- Film poster
- Swedish: Emil & Ida i Lönneberga
- Directed by: Per Åhlin Alicja Björk Lasse Persson
- Written by: Hans Åke Gabrielsson
- Based on: Emil i Lönneberga by Astrid Lindgren
- Produced by: Lars Blomgren
- Narrated by: Astrid Lindgren (archives)
- Music by: Georg Riedel
- Production company: Filmlance International
- Distributed by: Svensk Filmindustri
- Release date: 25 December 2013;
- Running time: 59 minutes
- Country: Sweden
- Language: Swedish
- Budget: 8 million SEK

= That Boy Emil =

That Boy Emil (original: Emil & Ida i Lönneberga) is a Swedish animated film based on the Astrid Lindgren books of Emil i Lönneberga. It was released to cinemas in Sweden on 25 December 2013.

== Plot ==
Emil and his sister Ida live on a farm in Lönneberga. Emil does many pranks, but actually he doesn't want to make pranks, they just happen as Emil can't foresee the consequences of his actions. Often they are made with good intent. For example, Emil gets mouse traps to help his parents to get rid of mice. Instead of the mice his father is the one who gets caught. After Emil has committed a prank, his father usually locks him inside a shed. There Emil carves a wooden figure.
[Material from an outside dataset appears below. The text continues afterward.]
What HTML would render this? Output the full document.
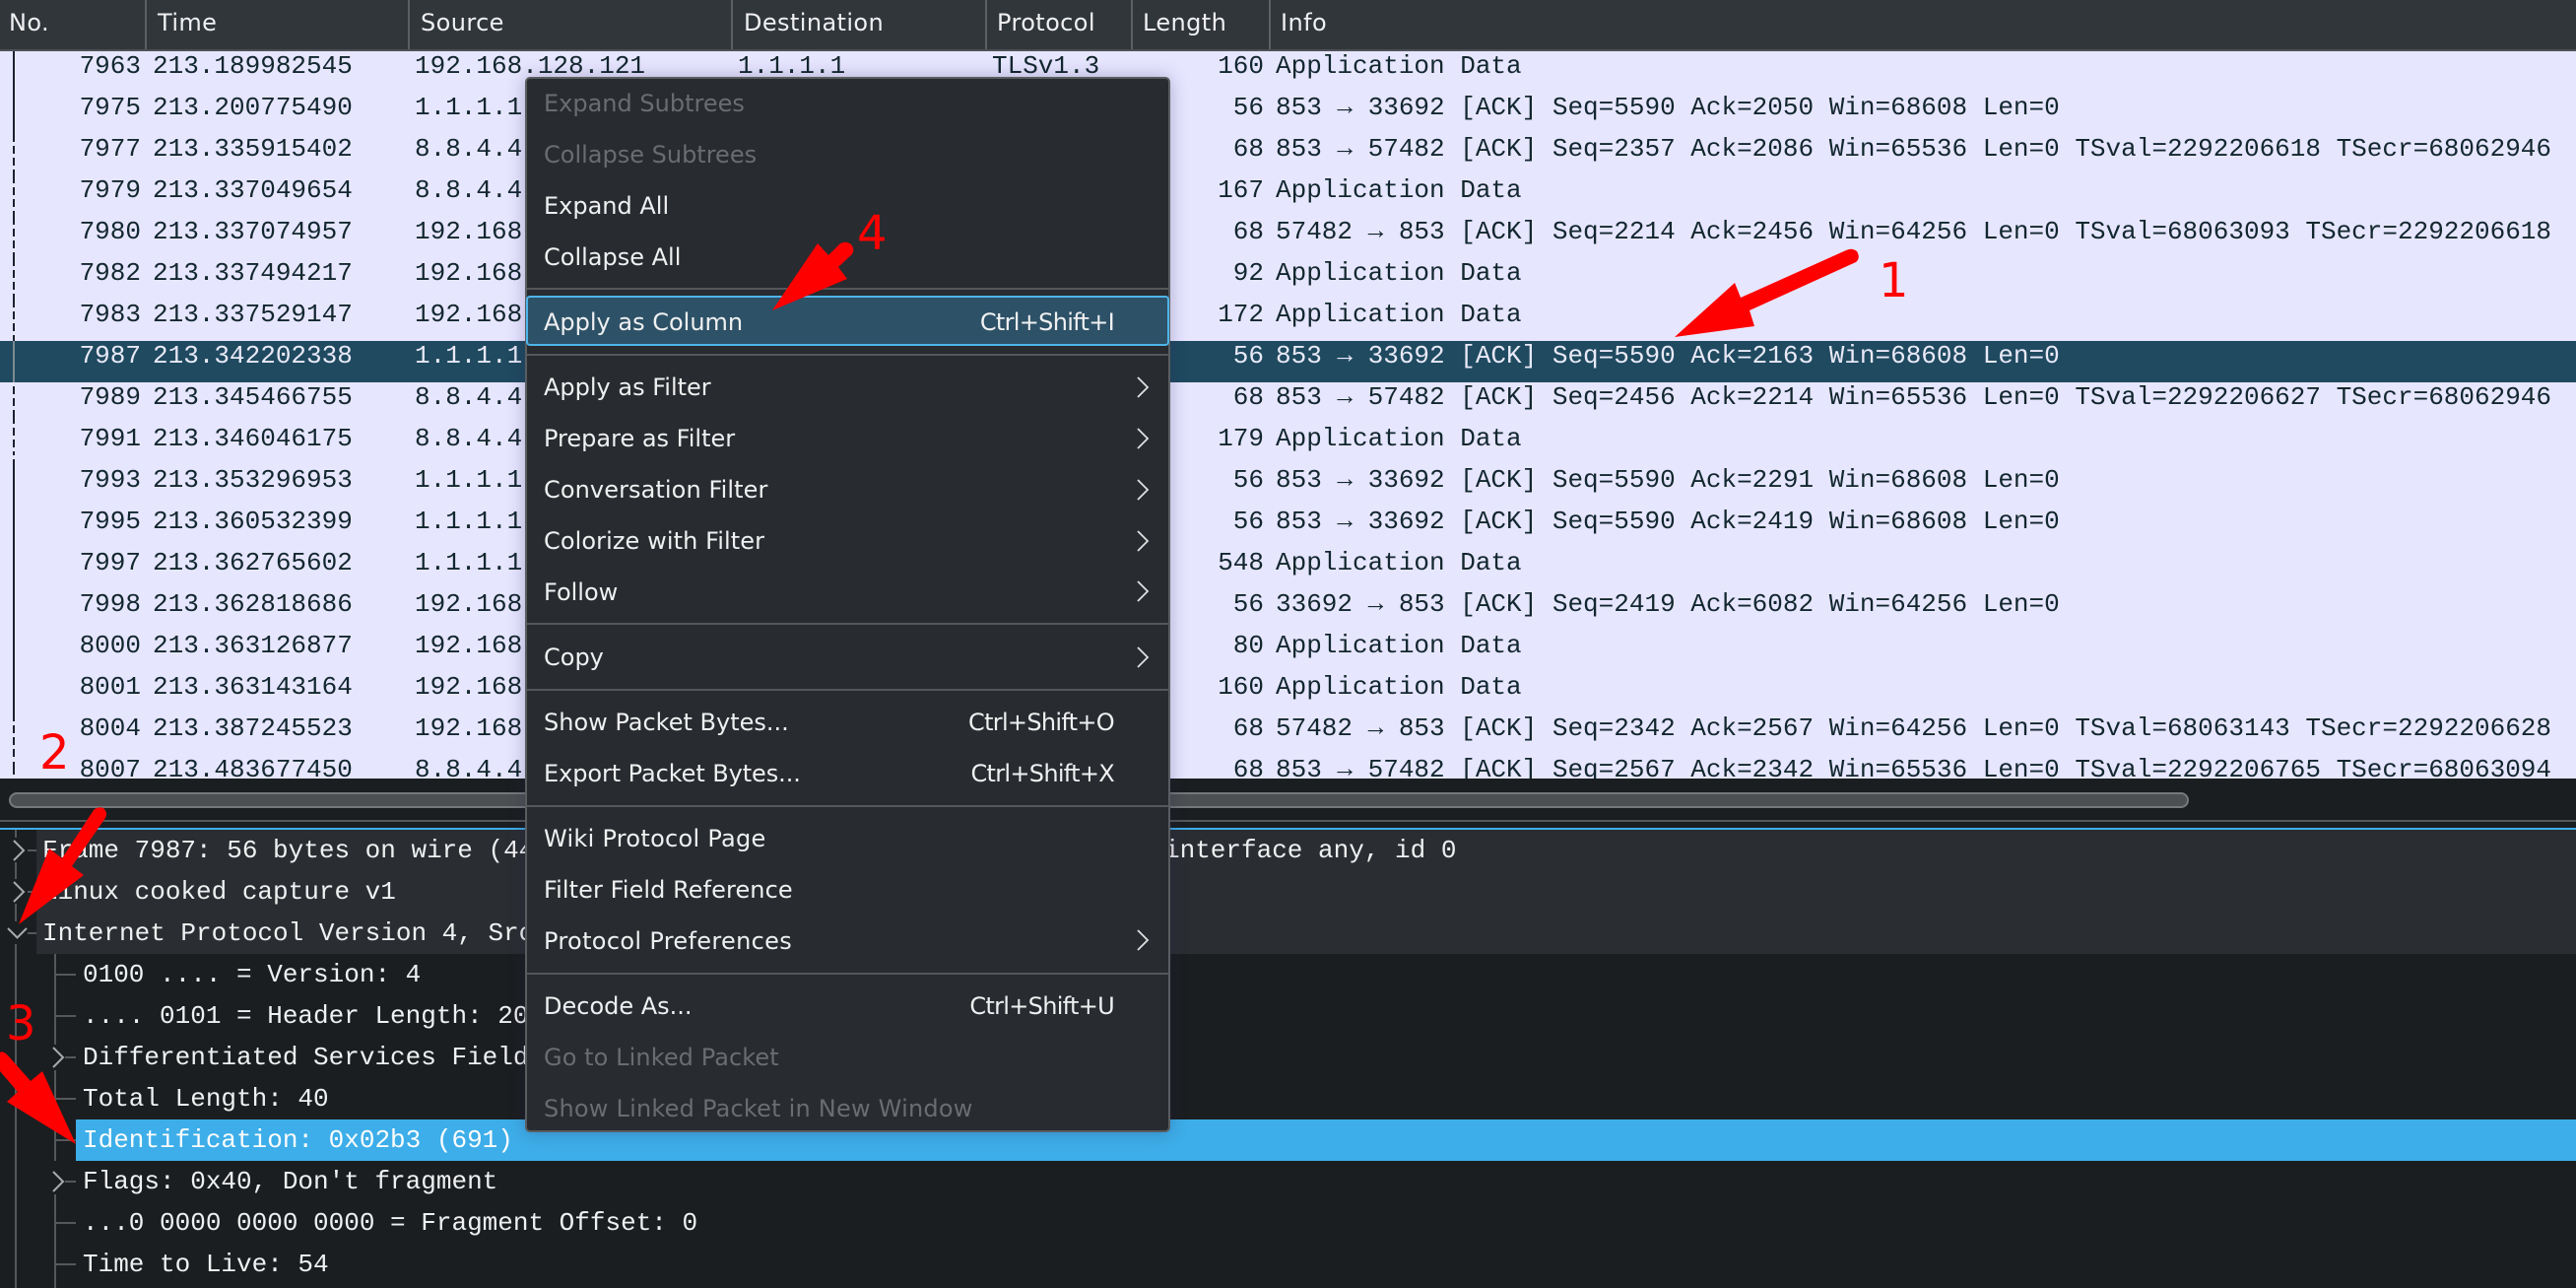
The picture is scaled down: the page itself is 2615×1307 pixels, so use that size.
<!DOCTYPE html>
<html><head><meta charset="utf-8"><style>
html,body{margin:0;padding:0;width:2615px;height:1307px;overflow:hidden;background:#1b1e20}
body{position:relative;font-family:"Liberation Mono",monospace}
#hd{position:absolute;left:0;top:0;width:2615px;height:50px;background:#31363b;border-bottom:2px solid #4d5156;font:24px/46px "DejaVu Sans",sans-serif;color:#eff0f1;letter-spacing:.4px}
#hd span{position:absolute;top:0}
#hd i{position:absolute;top:0;width:2px;height:50px;background:#5b6065}
#list{position:absolute;left:0;top:52px;width:2615px;height:738px;overflow:hidden;background:#e7e6ff;font-size:26px;color:#12272e}
.r{position:absolute;left:0;width:2615px;height:42px;line-height:30px;white-space:pre}
.r span{position:absolute;top:0}
.a{right:2472px}.b{left:155px}.c{left:421px}.d{left:749px}.e{left:1007px}.f{right:1332px}.g{left:1295px}
.s{background:#1f4a60;color:#e9e9f7}
#tree{position:absolute;left:0;top:842px;width:2615px;height:465px;overflow:hidden;font-size:26px;color:#eff0f1}
.t{position:absolute;height:42px;line-height:42px;white-space:pre;right:0}
.g1{background:#2a2e32;left:37px;padding-left:6px}
.l2{left:77px;padding-left:7px}
.hl{background:#3daee9;color:#fcfcfc}
#menu{position:absolute;left:533px;top:78px;width:651px;height:1067px;background:#282b2f;border:2px solid #5a5d60;border-radius:5px;box-shadow:0 0 18px rgba(40,30,80,.3)}
.m{position:absolute;left:17px;height:32px;line-height:32px;font:24px/32px "DejaVu Sans",sans-serif;color:#eff0f1;white-space:pre}
.k{position:absolute;right:55px;height:32px;font:24px/32px "DejaVu Sans",sans-serif;color:#eff0f1;white-space:pre;letter-spacing:-.7px}
.x{color:#6a6d70}
.sp{position:absolute;left:0;width:651px;height:2px;background:#55585a}
.lb{position:absolute;font:48px/56px "DejaVu Sans",sans-serif;color:#f00}
svg{position:absolute;left:0;top:0}
</style></head><body>

<div id="hd">
<span style="left:9px">No.</span><i style="left:147px"></i>
<span style="left:160px">Time</span><i style="left:414px"></i>
<span style="left:427px">Source</span><i style="left:742px"></i>
<span style="left:755px">Destination</span><i style="left:1000px"></i>
<span style="left:1012px">Protocol</span><i style="left:1148px"></i>
<span style="left:1160px">Length</span><i style="left:1288px"></i>
<span style="left:1300px">Info</span>
</div>

<div id="list">
<div class="r" style="top:0"><span class="a">7963</span><span class="b">213.189982545</span><span class="c">192.168.128.121</span><span class="d">1.1.1.1</span><span class="e">TLSv1.3</span><span class="f">160</span><span class="g">Application Data</span></div>
<div class="r" style="top:42px"><span class="a">7975</span><span class="b">213.200775490</span><span class="c">1.1.1.1</span><span class="f">56</span><span class="g">853 → 33692 [ACK] Seq=5590 Ack=2050 Win=68608 Len=0</span></div>
<div class="r" style="top:84px"><span class="a">7977</span><span class="b">213.335915402</span><span class="c">8.8.4.4</span><span class="f">68</span><span class="g">853 → 57482 [ACK] Seq=2357 Ack=2086 Win=65536 Len=0 TSval=2292206618 TSecr=68062946</span></div>
<div class="r" style="top:126px"><span class="a">7979</span><span class="b">213.337049654</span><span class="c">8.8.4.4</span><span class="f">167</span><span class="g">Application Data</span></div>
<div class="r" style="top:168px"><span class="a">7980</span><span class="b">213.337074957</span><span class="c">192.168.128.121</span><span class="f">68</span><span class="g">57482 → 853 [ACK] Seq=2214 Ack=2456 Win=64256 Len=0 TSval=68063093 TSecr=2292206618</span></div>
<div class="r" style="top:210px"><span class="a">7982</span><span class="b">213.337494217</span><span class="c">192.168.128.121</span><span class="f">92</span><span class="g">Application Data</span></div>
<div class="r" style="top:252px"><span class="a">7983</span><span class="b">213.337529147</span><span class="c">192.168.128.121</span><span class="f">172</span><span class="g">Application Data</span></div>
<div class="r s" style="top:294px"><span class="a">7987</span><span class="b">213.342202338</span><span class="c">1.1.1.1</span><span class="f">56</span><span class="g">853 → 33692 [ACK] Seq=5590 Ack=2163 Win=68608 Len=0</span></div>
<div class="r" style="top:336px"><span class="a">7989</span><span class="b">213.345466755</span><span class="c">8.8.4.4</span><span class="f">68</span><span class="g">853 → 57482 [ACK] Seq=2456 Ack=2214 Win=65536 Len=0 TSval=2292206627 TSecr=68062946</span></div>
<div class="r" style="top:378px"><span class="a">7991</span><span class="b">213.346046175</span><span class="c">8.8.4.4</span><span class="f">179</span><span class="g">Application Data</span></div>
<div class="r" style="top:420px"><span class="a">7993</span><span class="b">213.353296953</span><span class="c">1.1.1.1</span><span class="f">56</span><span class="g">853 → 33692 [ACK] Seq=5590 Ack=2291 Win=68608 Len=0</span></div>
<div class="r" style="top:462px"><span class="a">7995</span><span class="b">213.360532399</span><span class="c">1.1.1.1</span><span class="f">56</span><span class="g">853 → 33692 [ACK] Seq=5590 Ack=2419 Win=68608 Len=0</span></div>
<div class="r" style="top:504px"><span class="a">7997</span><span class="b">213.362765602</span><span class="c">1.1.1.1</span><span class="f">548</span><span class="g">Application Data</span></div>
<div class="r" style="top:546px"><span class="a">7998</span><span class="b">213.362818686</span><span class="c">192.168.128.121</span><span class="f">56</span><span class="g">33692 → 853 [ACK] Seq=2419 Ack=6082 Win=64256 Len=0</span></div>
<div class="r" style="top:588px"><span class="a">8000</span><span class="b">213.363126877</span><span class="c">192.168.128.121</span><span class="f">80</span><span class="g">Application Data</span></div>
<div class="r" style="top:630px"><span class="a">8001</span><span class="b">213.363143164</span><span class="c">192.168.128.121</span><span class="f">160</span><span class="g">Application Data</span></div>
<div class="r" style="top:672px"><span class="a">8004</span><span class="b">213.387245523</span><span class="c">192.168.128.121</span><span class="f">68</span><span class="g">57482 → 853 [ACK] Seq=2342 Ack=2567 Win=64256 Len=0 TSval=68063143 TSecr=2292206628</span></div>
<div class="r" style="top:714px"><span class="a">8007</span><span class="b">213.483677450</span><span class="c">8.8.4.4</span><span class="f">68</span><span class="g">853 → 57482 [ACK] Seq=2567 Ack=2342 Win=65536 Len=0 TSval=2292206765 TSecr=68063094</span></div>
</div>

<!-- related packet line -->
<svg width="40" height="800" shape-rendering="crispEdges" style="z-index:1">
<g fill="#1a2233">
<rect x="13" y="52" width="2" height="92"/>
<rect x="13" y="148" width="2" height="8"/><rect x="13" y="160" width="2" height="8"/><rect x="13" y="172" width="2" height="14"/>
<rect x="13" y="190" width="2" height="8"/><rect x="13" y="202" width="2" height="8"/><rect x="13" y="214" width="2" height="14"/>
<rect x="13" y="232" width="2" height="8"/><rect x="13" y="244" width="2" height="8"/><rect x="13" y="256" width="2" height="14"/>
<rect x="13" y="274" width="2" height="8"/><rect x="13" y="286" width="2" height="8"/><rect x="13" y="298" width="2" height="14"/>
<rect x="13" y="316" width="2" height="8"/><rect x="13" y="328" width="2" height="8"/><rect x="13" y="340" width="2" height="6"/>
<rect x="13" y="392" width="2" height="8"/><rect x="13" y="404" width="2" height="8"/><rect x="13" y="416" width="2" height="14"/>
<rect x="13" y="434" width="2" height="8"/><rect x="13" y="446" width="2" height="8"/><rect x="13" y="458" width="2" height="4"/>
<rect x="13" y="466" width="2" height="266"/>
<rect x="13" y="736" width="2" height="8"/><rect x="13" y="748" width="2" height="8"/><rect x="13" y="760" width="2" height="8"/><rect x="13" y="773" width="2" height="13"/>
</g>
<rect x="13" y="346" width="2" height="42" fill="#7c8a90"/>
</svg>

<!-- scrollbar and dividers -->
<div style="position:absolute;left:9px;top:804px;width:2209px;height:12px;background:#4d5052;border:2px solid #76797b;border-radius:8px"></div>
<div style="position:absolute;left:0;top:832px;width:2615px;height:2px;background:#55585a"></div>
<div style="position:absolute;left:0;top:840px;width:2615px;height:2px;background:#3daee9"></div>

<div id="tree">
<div class="t g1" style="top:0">Frame 7987: 56 bytes on wire (448 bits), 56 bytes captured (448 bits) on interface any, id 0</div>
<div class="t g1" style="top:42px">Linux cooked capture v1</div>
<div class="t g1" style="top:84px">Internet Protocol Version 4, Src: 1.1.1.1, Dst: 192.168.128.121</div>
<div class="t l2" style="top:126px">0100 .... = Version: 4</div>
<div class="t l2" style="top:168px">.... 0101 = Header Length: 20 bytes (5)</div>
<div class="t l2" style="top:210px">Differentiated Services Field: 0x00 (DSCP: CS0, ECN: Not-ECT)</div>
<div class="t l2" style="top:252px">Total Length: 40</div>
<div class="t l2 hl" style="top:294px">Identification: 0x02b3 (691)</div>
<div class="t l2" style="top:336px">Flags: 0x40, Don't fragment</div>
<div class="t l2" style="top:378px">...0 0000 0000 0000 = Fragment Offset: 0</div>
<div class="t l2" style="top:420px">Time to Live: 54</div>
<div class="t l2" style="top:462px">Protocol: TCP (6)</div>
</div>

<!-- tree lines -->
<svg width="90" height="1307" style="z-index:1">
<g fill="#55585b" shape-rendering="crispEdges">
<rect x="15" y="842" width="2" height="8"/><rect x="15" y="875" width="2" height="17"/><rect x="15" y="917" width="2" height="18"/><rect x="15" y="958" width="2" height="349"/>
<rect x="28" y="862" width="9" height="2"/><rect x="28" y="904" width="9" height="2"/><rect x="28" y="946" width="9" height="2"/>
<rect x="55" y="968" width="2" height="92"/><rect x="55" y="1086" width="2" height="92"/><rect x="55" y="1212" width="2" height="95"/>
<rect x="57" y="988" width="20" height="2"/><rect x="57" y="1030" width="20" height="2"/><rect x="66" y="1072" width="11" height="2"/><rect x="57" y="1114" width="20" height="2"/><rect x="57" y="1156" width="20" height="2"/><rect x="66" y="1198" width="11" height="2"/><rect x="57" y="1240" width="20" height="2"/><rect x="57" y="1282" width="20" height="2"/>
</g>
<g fill="none" stroke="#a8aaac" stroke-width="2">
<path d="M14 853L24 863L14 873"/><path d="M14 895L24 905L14 915"/><path d="M8 942L17.500 951.500L27 942"/>
<path d="M54 1063L64 1073L54 1083"/><path d="M54 1189L64 1199L54 1209"/>
</g>
</svg>

<!-- menu -->
<div id="menu" style="z-index:2">
<div class="m x" style="top:9px">Expand Subtrees</div>
<div class="m x" style="top:61px">Collapse Subtrees</div>
<div class="m" style="top:113px">Expand All</div>
<div class="m" style="top:165px">Collapse All</div>
<div class="sp" style="top:212px"></div>
<div style="position:absolute;left:-1px;top:220px;width:649px;height:47px;background:#2d5167;border:2px solid #4fb4ea;border-radius:4px"></div>
<div class="m" style="top:231px">Apply as Column</div><div class="k" style="top:231px">Ctrl+Shift+I</div>
<div class="sp" style="top:279px"></div>
<div class="m" style="top:297px">Apply as Filter</div>
<div class="m" style="top:349px">Prepare as Filter</div>
<div class="m" style="top:401px;letter-spacing:.09px">Conversation Filter</div>
<div class="m" style="top:453px;letter-spacing:.09px">Colorize with Filter</div>
<div class="m" style="top:505px">Follow</div>
<div class="sp" style="top:552px"></div>
<div class="m" style="top:571px">Copy</div>
<div class="sp" style="top:619px"></div>
<div class="m" style="top:637px">Show Packet Bytes...</div><div class="k" style="top:637px">Ctrl+Shift+O</div>
<div class="m" style="top:689px;letter-spacing:-.08px">Export Packet Bytes...</div><div class="k" style="top:689px">Ctrl+Shift+X</div>
<div class="sp" style="top:737px"></div>
<div class="m" style="top:755px;letter-spacing:.28px">Wiki Protocol Page</div>
<div class="m" style="top:807px;letter-spacing:.08px">Filter Field Reference</div>
<div class="m" style="top:859px;letter-spacing:.33px">Protocol Preferences</div>
<div class="sp" style="top:907px"></div>
<div class="m" style="top:925px">Decode As...</div><div class="k" style="top:925px">Ctrl+Shift+U</div>
<div class="m x" style="top:977px;letter-spacing:.09px">Go to Linked Packet</div>
<div class="m x" style="top:1029px;letter-spacing:.22px">Show Linked Packet in New Window</div>
</div>

<!-- submenu chevrons and annotation arrows -->
<svg width="2615" height="1307" style="z-index:3">
<g fill="none" stroke="#dfe0e1" stroke-width="1.800">
<path d="M1155 383L1165 393L1155 403"/><path d="M1155 435L1165 445L1155 455"/><path d="M1155 487L1165 497L1155 507"/><path d="M1155 539L1165 549L1155 559"/><path d="M1155 590L1165 600L1155 610"/><path d="M1155 657L1165 667L1155 677"/><path d="M1155 944L1165 954L1155 964"/>
</g>
<g fill="#f00">
<path d="M1700 342L1761 287L1767 302L1874 254Q1880 251 1885 255Q1889 262 1884 266L1776 315L1781 331Z"/>
<path d="M784 315L830 247L841 259L853 247Q859 244 864 248Q868 253 865 258L851 271L860 283Z"/>
<path d="M19 938L50 861L63 871L95 822Q99 818 105 820Q110 825 107 830L73 879L85 888Z"/>
<path d="M77 1161L43 1087L31 1097L8 1071Q3 1066 0 1068L0 1087L18 1108L7 1118Z"/>
</g>
</svg>

<div class="lb" style="left:1907px;top:257px;z-index:4">1</div>
<div class="lb" style="left:40px;top:736px;z-index:4">2</div>
<div class="lb" style="left:6px;top:1011px;z-index:4">3</div>
<div class="lb" style="left:870px;top:209px;z-index:4">4</div>

</body></html>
Ida, however, is a good girl, as she wants to be locked into the shed herself in one episode, but cannot manage to anger her father.

==Reception==
===Critical response===
The Berliner Morgenpost described the film as funny and colourful.

The Kinderfilmblog believes That Boy Emil is also suitable for a young audience, but conflicts are "limited to quite harmless skirmishes, there are no edges and flaws. Everything is nice, cheerful and doesn't really matter, the nicest scenes are solely owned to the qualities of Astrid Lindgrens books".